# Langlauf sehr sexy!



## Nerofin (20 Nov. 2011)

Ich habe heute Mittag (20.11) rein zufällig auf Eurosport geschaltet und die Langlauf-Staffel der Damen angeschaut.
Auf einmal seh ich, das die recht hübsche Therese Johaug für Norwegen unter ihrer roten Langlaufhose deutlich sichtbar einen Tanga trug. :thumbup:
Bei den Schweden-Damen hat man meistens die Boxershorts unter den weißen Hosen gesehen. Aber auch bei den anderen Norwegern konnte man die Unterwäsche erkennen.

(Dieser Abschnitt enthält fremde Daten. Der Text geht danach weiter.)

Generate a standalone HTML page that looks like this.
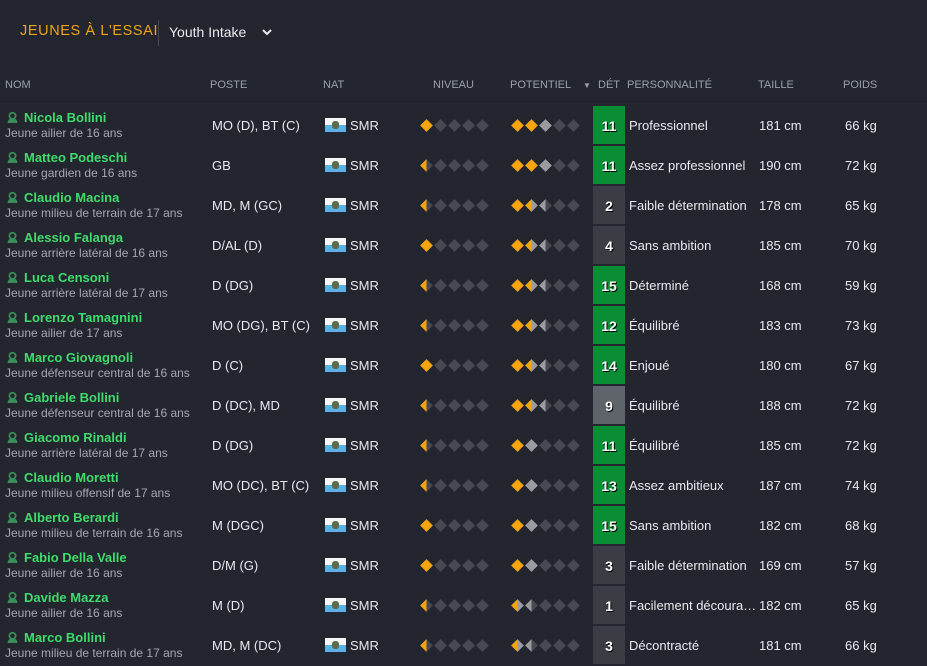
<!DOCTYPE html>
<html><head><meta charset="utf-8"><style>
body{margin:0;width:927px;height:662px;background:#23262f;font-family:"Liberation Sans",sans-serif;overflow:hidden;position:relative;color:#e6e8ea}
.title{position:absolute;left:20px;top:23px;color:#f0a21a;font-size:14.5px;letter-spacing:.6px}
.sep{position:absolute;left:158px;top:20px;width:1px;height:26px;background:#444852}
.yi{position:absolute;left:169px;top:24px;font-size:14px;color:#e8eaee}
.chev{position:absolute;left:262px;top:28px}
.hdr{position:absolute;top:79px;font-size:11px;color:#9aa0aa}
.hline{position:absolute;left:0;top:101px;width:927px;height:1px;background:#1d2027}
.row{position:absolute;left:0;width:927px;height:40px}
.nm{position:absolute;left:24px;top:5px;font-weight:bold;font-size:13px;color:#3ddc6c}
.ic{position:absolute;left:7px;top:7px;width:11px;height:11px}
.sub{position:absolute;left:5px;top:21px;font-size:12px;color:#a4a8b0}
.v{position:absolute;top:13px;font-size:13px;color:#e8eaee}
.flag{position:absolute;left:325px;top:13px;width:21px;height:14px;background:linear-gradient(#f4f6f8 50%,#5eb1e6 50%)}
.flag:after{content:"";position:absolute;left:7px;top:3px;width:7px;height:8px;border-radius:3px;background:#5c6b4a}
.dm{position:absolute;top:16px}
.d{position:absolute;width:9px;height:9px;transform:rotate(45deg);background:#474a52}
.F{background:#f6a412}.G{background:#9a9ca0}
.H{background:linear-gradient(45deg,#f6a412 50%,#474a52 50%)}
.HG{background:linear-gradient(45deg,#f6a412 50%,#9a9ca0 50%)}
.g{background:linear-gradient(45deg,#9a9ca0 50%,#474a52 50%)}
.det{position:absolute;left:593px;top:1px;width:32px;height:38px;font-size:14px;font-weight:bold;color:#fff;text-align:center;line-height:40px;text-shadow:1px 1px 0 #000}
.gr{background:#0b8d36}.dk{background:#3a3d44}.lg{background:#5f646b}
</style></head><body>
<div class="title">JEUNES À L'ESSAI</div><div class="sep"></div><div class="yi">Youth Intake</div>
<svg class="chev" width="10" height="8" viewBox="0 0 10 8"><path d="M1 2l4 4 4-4" stroke="#e8eaee" stroke-width="2" fill="none"/></svg>
<div class="hdr" style="left:5px">NOM</div><div class="hdr" style="left:210px">POSTE</div><div class="hdr" style="left:323px">NAT</div><div class="hdr" style="left:433px">NIVEAU</div><div class="hdr" style="left:510px">POTENTIEL</div><div class="hdr" style="left:583px;font-size:8px;top:81px">▼</div><div class="hdr" style="left:598px">DÉT</div><div class="hdr" style="left:627px">PERSONNALITÉ</div><div class="hdr" style="left:758px">TAILLE</div><div class="hdr" style="left:843px">POIDS</div>
<div class="hline"></div>
<div id="rows"></div>
<script>
const R=[
["Nicola Bollini","Jeune ailier de 16 ans","MO (D), BT (C)","F","F F G D D",11,"gr","Professionnel",181,66],
["Matteo Podeschi","Jeune gardien de 16 ans","GB","H","F F G D D",11,"gr","Assez professionnel",190,72],
["Claudio Macina","Jeune milieu de terrain de 17 ans","MD, M (GC)","H","F HG g D D",2,"dk","Faible détermination",178,65],
["Alessio Falanga","Jeune arrière latéral de 16 ans","D/AL (D)","F","F HG g D D",4,"dk","Sans ambition",185,70],
["Luca Censoni","Jeune arrière latéral de 17 ans","D (DG)","H","F HG g D D",15,"gr","Déterminé",168,59],
["Lorenzo Tamagnini","Jeune ailier de 17 ans","MO (DG), BT (C)","H","F HG g D D",12,"gr","Équilibré",183,73],
["Marco Giovagnoli","Jeune défenseur central de 16 ans","D (C)","F","F HG g D D",14,"gr","Enjoué",180,67],
["Gabriele Bollini","Jeune défenseur central de 16 ans","D (DC), MD","H","F HG g D D",9,"lg","Équilibré",188,72],
["Giacomo Rinaldi","Jeune arrière latéral de 17 ans","D (DG)","H","F G D D D",11,"gr","Équilibré",185,72],
["Claudio Moretti","Jeune milieu offensif de 17 ans","MO (DC), BT (C)","H","F G D D D",13,"gr","Assez ambitieux",187,74],
["Alberto Berardi","Jeune milieu de terrain de 16 ans","M (DGC)","F","F G D D D",15,"gr","Sans ambition",182,68],
["Fabio Della Valle","Jeune ailier de 16 ans","D/M (G)","F","F G D D D",3,"dk","Faible détermination",169,57],
["Davide Mazza","Jeune ailier de 16 ans","M (D)","H","HG g D D D",1,"dk","Facilement découra…",182,65],
["Marco Bollini","Jeune milieu de terrain de 17 ans","MD, M (DC)","H","HG g D D D",3,"dk","Décontracté",181,66]];
let h="";
R.forEach((r,i)=>{
 const niv=[r[3],"D","D","D","D"],pot=r[4].split(" ");
 const dia=(a,x)=>a.map((c,k)=>`<span class="d ${c}" style="left:${x+k*14}px"></span>`).join("");
 h+=`<div class="row" style="top:${105+i*40}px">
<svg class="ic" viewBox="0 0 10 10"><circle cx="5" cy="3.5" r="2.8" fill="none" stroke="#3a8f56" stroke-width="1.6"/><path d="M0.5 10a4.5 4.5 0 0 1 9 0z" fill="#3a8f56"/></svg>
<div class="nm">${r[0]}</div><div class="sub">${r[1]}</div>
<div class="v" style="left:212px">${r[2]}</div><div class="flag"></div><div class="v" style="left:350px">SMR</div>
<div class="dm">${dia(niv,422)}${dia(pot,513)}</div>
<div class="det ${r[6]}">${r[5]}</div>
<div class="v" style="left:629px">${r[7]}</div><div class="v" style="left:759px">${r[8]} cm</div><div class="v" style="left:845px">${r[9]} kg</div></div>`;
});
document.getElementById("rows").innerHTML=h;
</script>
</body></html>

Nach Johaug kam in ihrer Staffel die Kristin Störmer Steira und sie trug eine sehr knappe oder halt kurze Hotpant!
Richtig geil - hätte nicht gedacht das ein Mädel beim Langlauf nen Tanga trägt!
Es gab ja auch schon mal Bilder von Eurosport Übertragungen, wo man Mädels direkt nach dem Zieleinlauf beim schnellen Umziehen gefilmt hat.
Also behaltet den Wintersport ruhig im Auge - da sind lecker Mädchen unterwegs!

Wär cool wenn Jemand Bilder davon hätte oder finden würde!
Auch Vids sind gerne gesehen!

Vielen Dank!


----------